▶

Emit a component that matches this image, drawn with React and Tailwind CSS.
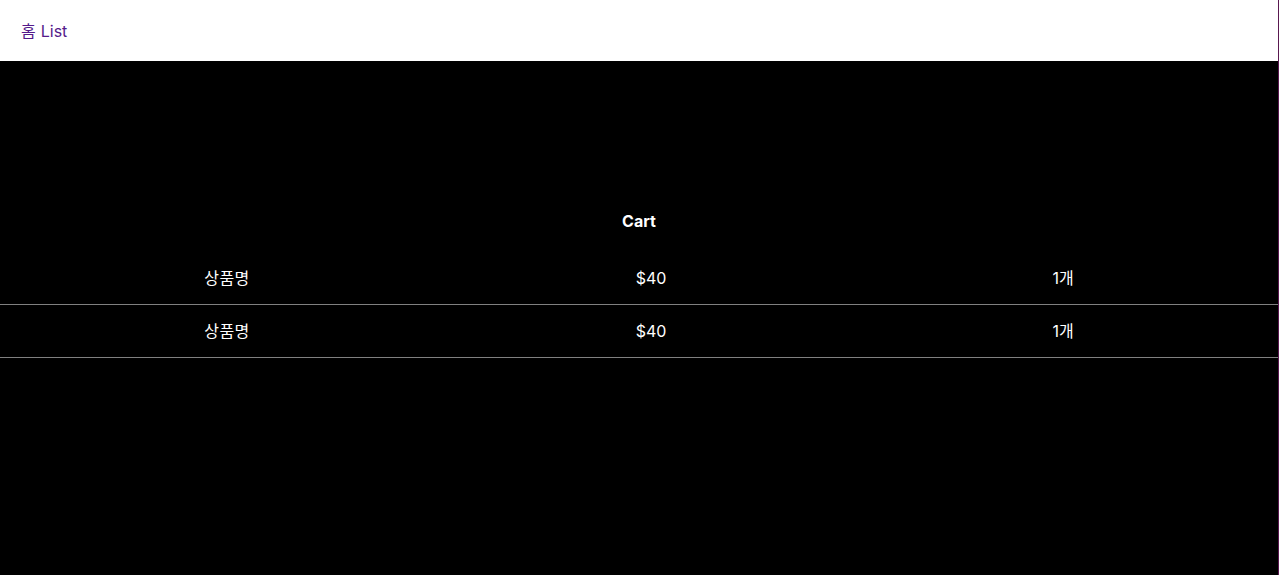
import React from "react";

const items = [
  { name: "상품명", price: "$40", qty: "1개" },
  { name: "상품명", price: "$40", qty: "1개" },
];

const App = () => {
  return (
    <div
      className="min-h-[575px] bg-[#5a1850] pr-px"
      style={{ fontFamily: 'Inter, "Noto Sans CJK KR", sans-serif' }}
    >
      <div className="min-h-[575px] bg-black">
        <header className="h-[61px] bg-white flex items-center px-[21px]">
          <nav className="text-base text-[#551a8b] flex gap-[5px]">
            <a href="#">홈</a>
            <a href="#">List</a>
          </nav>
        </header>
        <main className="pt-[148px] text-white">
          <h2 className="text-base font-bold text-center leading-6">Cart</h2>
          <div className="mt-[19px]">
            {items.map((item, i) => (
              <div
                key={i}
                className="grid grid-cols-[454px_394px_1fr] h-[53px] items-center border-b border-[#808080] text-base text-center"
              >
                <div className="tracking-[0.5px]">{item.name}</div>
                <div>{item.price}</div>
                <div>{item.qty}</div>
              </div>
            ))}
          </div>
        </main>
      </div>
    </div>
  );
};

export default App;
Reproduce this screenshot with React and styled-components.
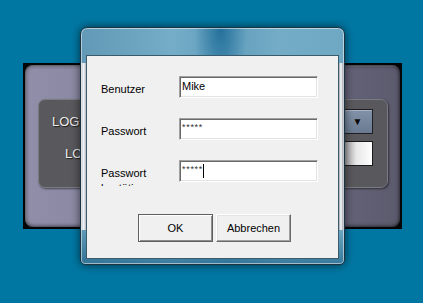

◀

(What you will do):
Transcribe the material exactly, and leave out whatever pictures it holds.

(Result of this exercise):
Emit a component that matches this image, drawn with React and Tailwind CSS.
import React from "react";

const items = [
  { name: "상품명", price: "$40", qty: "1개" },
  { name: "상품명", price: "$40", qty: "1개" },
];

const App = () => {
  return (
    <div
      className="min-h-[575px] bg-[#5a1850] pr-px"
      style={{ fontFamily: 'Inter, "Noto Sans CJK KR", sans-serif' }}
    >
      <div className="min-h-[575px] bg-black">
        <header className="h-[61px] bg-white flex items-center px-[21px]">
          <nav className="text-base text-[#551a8b] flex gap-[5px]">
            <a href="#">홈</a>
            <a href="#">List</a>
          </nav>
        </header>
        <main className="pt-[148px] text-white">
          <h2 className="text-base font-bold text-center leading-6">Cart</h2>
          <div className="mt-[19px]">
            {items.map((item, i) => (
              <div
                key={i}
                className="grid grid-cols-[454px_394px_1fr] h-[53px] items-center border-b border-[#808080] text-base text-center"
              >
                <div className="tracking-[0.5px]">{item.name}</div>
                <div>{item.price}</div>
                <div>{item.qty}</div>
              </div>
            ))}
          </div>
        </main>
      </div>
    </div>
  );
};

export default App;
Reproduce this screenshot with React and styled-components.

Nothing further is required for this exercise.